Down to Earth Several states followed Karnataka's example in enacting tree preservation acts. But the well-intentioned pieces of legislation have increasingly become rigid and cumbersome. This has promoted corruption. The acts have become a disincentive to tree planting. Initially, the tree officer had to respond to applications within a month. This time limit has now been increased to three months. Earlier seeking permission to fell a tree was a mere matter of writing a letter to the tree officer. Now this application has to be accompanied with many documents including certified copies of extracts of revenue records, survey sketches, certified by the superintendent of land records and a certificate from the tahsildar regarding land tenure. All this is to ensure that the tree officer is not implicated in a dispute over the title of the land or trees.

A 1996 judgment of the Supreme Court has also deterred people from planting trees. It declared areas of over five hectare (ha) under trees as 'forests', bringing these tracts under regulations.
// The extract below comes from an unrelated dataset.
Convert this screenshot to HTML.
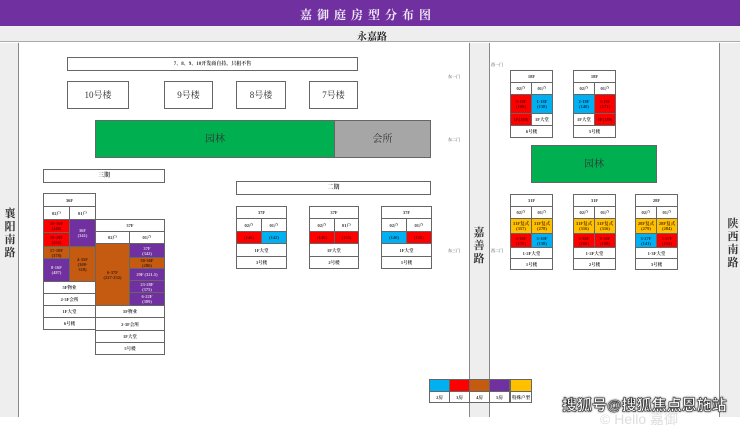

The judgment might save these 'forests' but in future no tree cover of over five ha will ever come up in private lands.

In 1981 we did try to improve the Karnataka tree preservation act. We laid down the number of trees that had to be raised in a tract in five years. But the numbers were small, never more than 25 per ha--even when the site was barren. There was also a hitch. The then chief minister of Karnataka, Gundu Rao, and his successor Ramakrishna Hegde insisted that the change should come through inducements, not legal assertions. So, the amendments remained mostly on paper.